Task details
In your copy, repeat the records exactly and leave out the pictures.
** begin Records shown **
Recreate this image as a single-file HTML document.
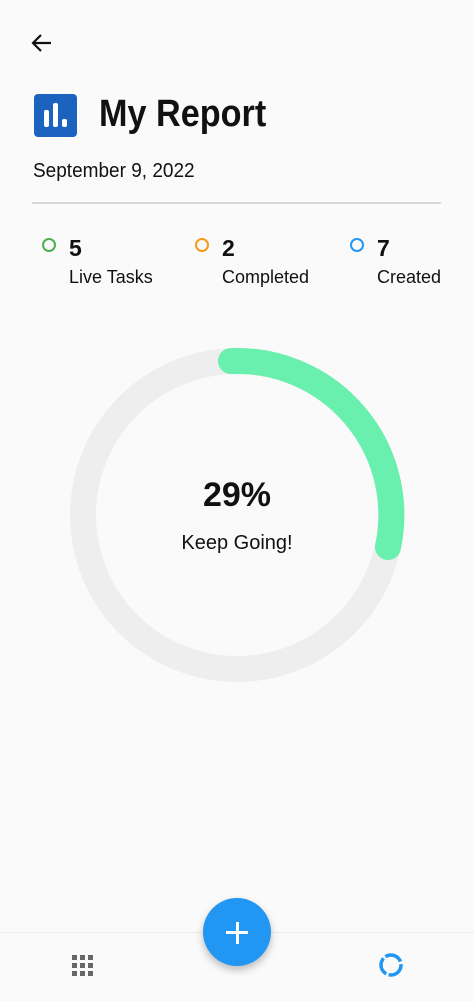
<!DOCTYPE html>
<html><head><style>
body{margin:0;width:474px;height:1000px;background:#fafafa;font-family:"Liberation Sans",sans-serif;position:relative;overflow:hidden;color:#111}
.a{position:absolute}
</style></head><body>
<svg class="a" style="left:30px;top:32px" width="24" height="22" viewBox="0 0 24 22"><path d="M21 11H4M11 3L3 11l8 8" fill="none" stroke="#111" stroke-width="2.2"/></svg>
<div class="a" style="left:34px;top:94px;width:43px;height:43px;background:#1c63c0;border-radius:4px"></div>
<div class="a" style="left:44px;top:110px;width:5px;height:17px;background:#fff;border-radius:2px"></div>
<div class="a" style="left:53px;top:103px;width:5px;height:24px;background:#fff;border-radius:2px"></div>
<div class="a" style="left:62px;top:119px;width:5px;height:8px;background:#fff;border-radius:2px"></div>
<div class="a" style="left:99px;top:93px;font-size:38px;font-weight:bold;transform:scaleX(0.9);transform-origin:left">My Report</div>
<div class="a" style="left:33px;top:160px;font-size:20px;transform:scaleX(0.95);transform-origin:left">September 9, 2022</div>
<div class="a" style="left:32px;top:202px;width:409px;height:2px;background:#d8d8d8"></div>
<div class="a" style="left:42px;top:238px;width:10px;height:10px;border:2px solid #4caf50;border-radius:50%"></div>
<div class="a" style="left:69px;top:235px;font-size:23px;font-weight:bold">5</div>
<div class="a" style="left:69px;top:267px;font-size:18px">Live Tasks</div>
<div class="a" style="left:195px;top:238px;width:10px;height:10px;border:2px solid #f39c1a;border-radius:50%"></div>
<div class="a" style="left:222px;top:235px;font-size:23px;font-weight:bold">2</div>
<div class="a" style="left:222px;top:267px;font-size:18px">Completed</div>
<div class="a" style="left:350px;top:238px;width:10px;height:10px;border:2px solid #2196f3;border-radius:50%"></div>
<div class="a" style="left:377px;top:235px;font-size:23px;font-weight:bold">7</div>
<div class="a" style="left:377px;top:267px;font-size:18px">Created</div>
<svg class="a" style="left:0;top:0" width="474" height="1000">
<circle cx="237" cy="515" r="154" fill="none" stroke="#eeeeee" stroke-width="26"/>
<path d="M231 361.1 A154 154 0 0 1 388 547" fill="none" stroke="#69f0ae" stroke-width="26" stroke-linecap="round"/>
</svg>
<div class="a" style="left:0;width:474px;top:476px;text-align:center;font-size:34px;font-weight:bold">29%</div>
<div class="a" style="left:0;width:474px;top:532px;text-align:center;font-size:20px">Keep Going!</div>
<div class="a" style="left:0;top:932px;width:474px;height:68px;background:#fafafa;border-top:1px solid #eee"></div>
<div class="a" style="left:203px;top:898px;width:68px;height:68px;border-radius:50%;background:#2196f3;box-shadow:0 4px 8px rgba(0,0,0,.25)"></div>
<div class="a" style="left:226px;top:931px;width:22px;height:3px;background:#fff"></div>
<div class="a" style="left:235.5px;top:921.5px;width:3px;height:22px;background:#fff"></div>
<svg class="a" style="left:72px;top:955px" width="21" height="21"><g fill="#666"><rect x="0" y="0" width="5" height="5"/><rect x="8" y="0" width="5" height="5"/><rect x="16" y="0" width="5" height="5"/><rect x="0" y="8" width="5" height="5"/><rect x="8" y="8" width="5" height="5"/><rect x="16" y="8" width="5" height="5"/><rect x="0" y="16" width="5" height="5"/><rect x="8" y="16" width="5" height="5"/><rect x="16" y="16" width="5" height="5"/></g></svg>
<svg class="a" style="left:378px;top:952px" width="26" height="26"><circle cx="13" cy="13" r="10" fill="none" stroke="#2196f3" stroke-width="3.5" stroke-dasharray="18 2.5"/></svg>
</body></html>
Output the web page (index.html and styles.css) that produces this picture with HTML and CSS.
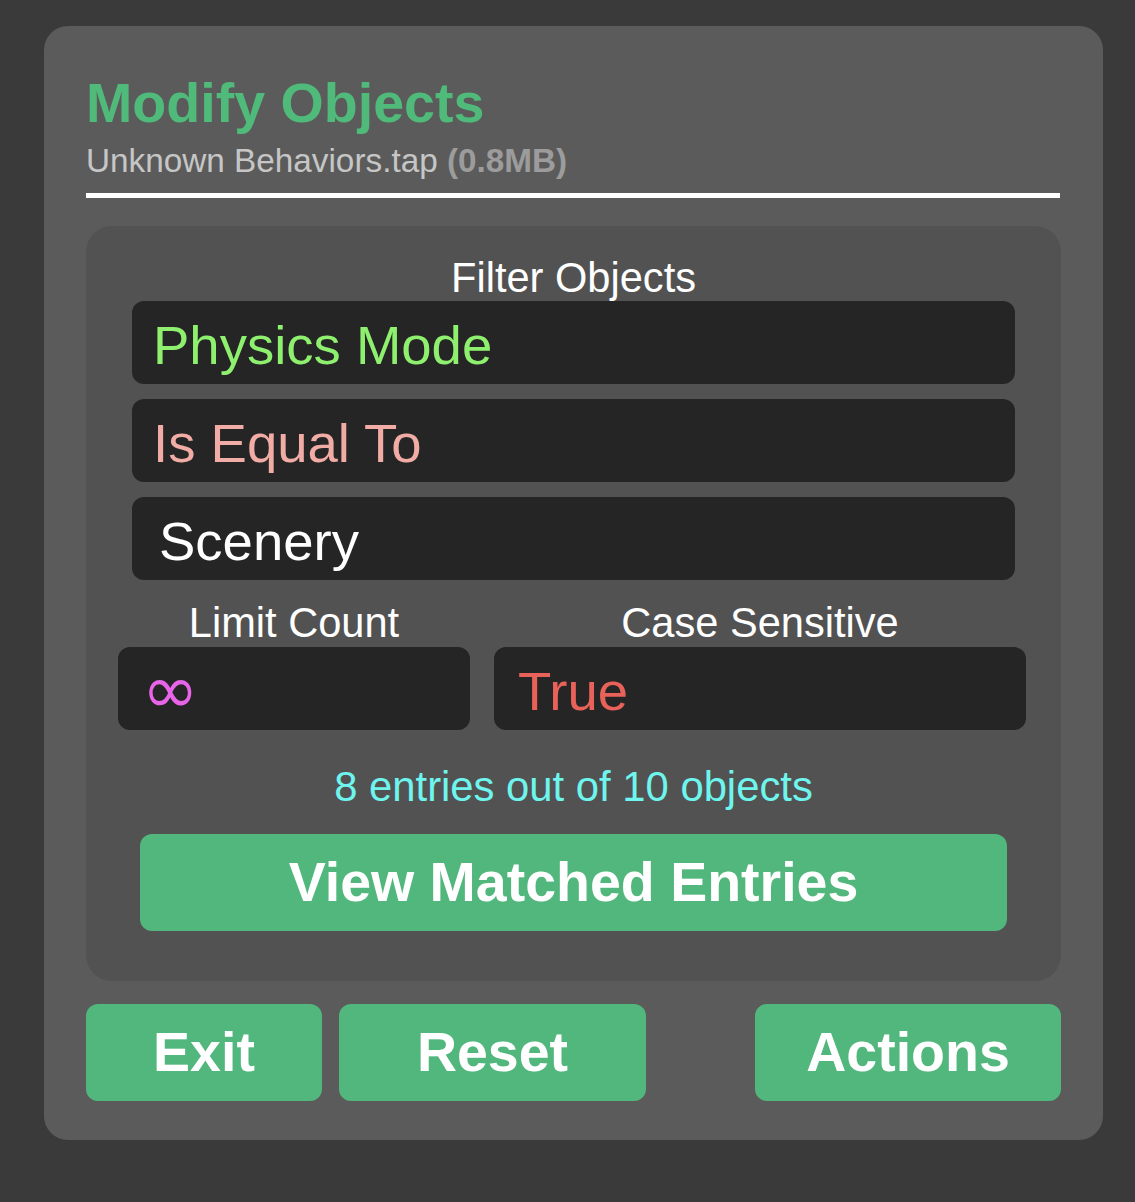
** end Records shown **
Answer to this problem
Recreate this image as a single-file HTML document.
<!DOCTYPE html>
<html><head><style>
body{margin:0;width:474px;height:1000px;background:#fafafa;font-family:"Liberation Sans",sans-serif;position:relative;overflow:hidden;color:#111}
.a{position:absolute}
</style></head><body>
<svg class="a" style="left:30px;top:32px" width="24" height="22" viewBox="0 0 24 22"><path d="M21 11H4M11 3L3 11l8 8" fill="none" stroke="#111" stroke-width="2.2"/></svg>
<div class="a" style="left:34px;top:94px;width:43px;height:43px;background:#1c63c0;border-radius:4px"></div>
<div class="a" style="left:44px;top:110px;width:5px;height:17px;background:#fff;border-radius:2px"></div>
<div class="a" style="left:53px;top:103px;width:5px;height:24px;background:#fff;border-radius:2px"></div>
<div class="a" style="left:62px;top:119px;width:5px;height:8px;background:#fff;border-radius:2px"></div>
<div class="a" style="left:99px;top:93px;font-size:38px;font-weight:bold;transform:scaleX(0.9);transform-origin:left">My Report</div>
<div class="a" style="left:33px;top:160px;font-size:20px;transform:scaleX(0.95);transform-origin:left">September 9, 2022</div>
<div class="a" style="left:32px;top:202px;width:409px;height:2px;background:#d8d8d8"></div>
<div class="a" style="left:42px;top:238px;width:10px;height:10px;border:2px solid #4caf50;border-radius:50%"></div>
<div class="a" style="left:69px;top:235px;font-size:23px;font-weight:bold">5</div>
<div class="a" style="left:69px;top:267px;font-size:18px">Live Tasks</div>
<div class="a" style="left:195px;top:238px;width:10px;height:10px;border:2px solid #f39c1a;border-radius:50%"></div>
<div class="a" style="left:222px;top:235px;font-size:23px;font-weight:bold">2</div>
<div class="a" style="left:222px;top:267px;font-size:18px">Completed</div>
<div class="a" style="left:350px;top:238px;width:10px;height:10px;border:2px solid #2196f3;border-radius:50%"></div>
<div class="a" style="left:377px;top:235px;font-size:23px;font-weight:bold">7</div>
<div class="a" style="left:377px;top:267px;font-size:18px">Created</div>
<svg class="a" style="left:0;top:0" width="474" height="1000">
<circle cx="237" cy="515" r="154" fill="none" stroke="#eeeeee" stroke-width="26"/>
<path d="M231 361.1 A154 154 0 0 1 388 547" fill="none" stroke="#69f0ae" stroke-width="26" stroke-linecap="round"/>
</svg>
<div class="a" style="left:0;width:474px;top:476px;text-align:center;font-size:34px;font-weight:bold">29%</div>
<div class="a" style="left:0;width:474px;top:532px;text-align:center;font-size:20px">Keep Going!</div>
<div class="a" style="left:0;top:932px;width:474px;height:68px;background:#fafafa;border-top:1px solid #eee"></div>
<div class="a" style="left:203px;top:898px;width:68px;height:68px;border-radius:50%;background:#2196f3;box-shadow:0 4px 8px rgba(0,0,0,.25)"></div>
<div class="a" style="left:226px;top:931px;width:22px;height:3px;background:#fff"></div>
<div class="a" style="left:235.5px;top:921.5px;width:3px;height:22px;background:#fff"></div>
<svg class="a" style="left:72px;top:955px" width="21" height="21"><g fill="#666"><rect x="0" y="0" width="5" height="5"/><rect x="8" y="0" width="5" height="5"/><rect x="16" y="0" width="5" height="5"/><rect x="0" y="8" width="5" height="5"/><rect x="8" y="8" width="5" height="5"/><rect x="16" y="8" width="5" height="5"/><rect x="0" y="16" width="5" height="5"/><rect x="8" y="16" width="5" height="5"/><rect x="16" y="16" width="5" height="5"/></g></svg>
<svg class="a" style="left:378px;top:952px" width="26" height="26"><circle cx="13" cy="13" r="10" fill="none" stroke="#2196f3" stroke-width="3.5" stroke-dasharray="18 2.5"/></svg>
</body></html>
Output the web page (index.html and styles.css) that produces this picture with HTML and CSS.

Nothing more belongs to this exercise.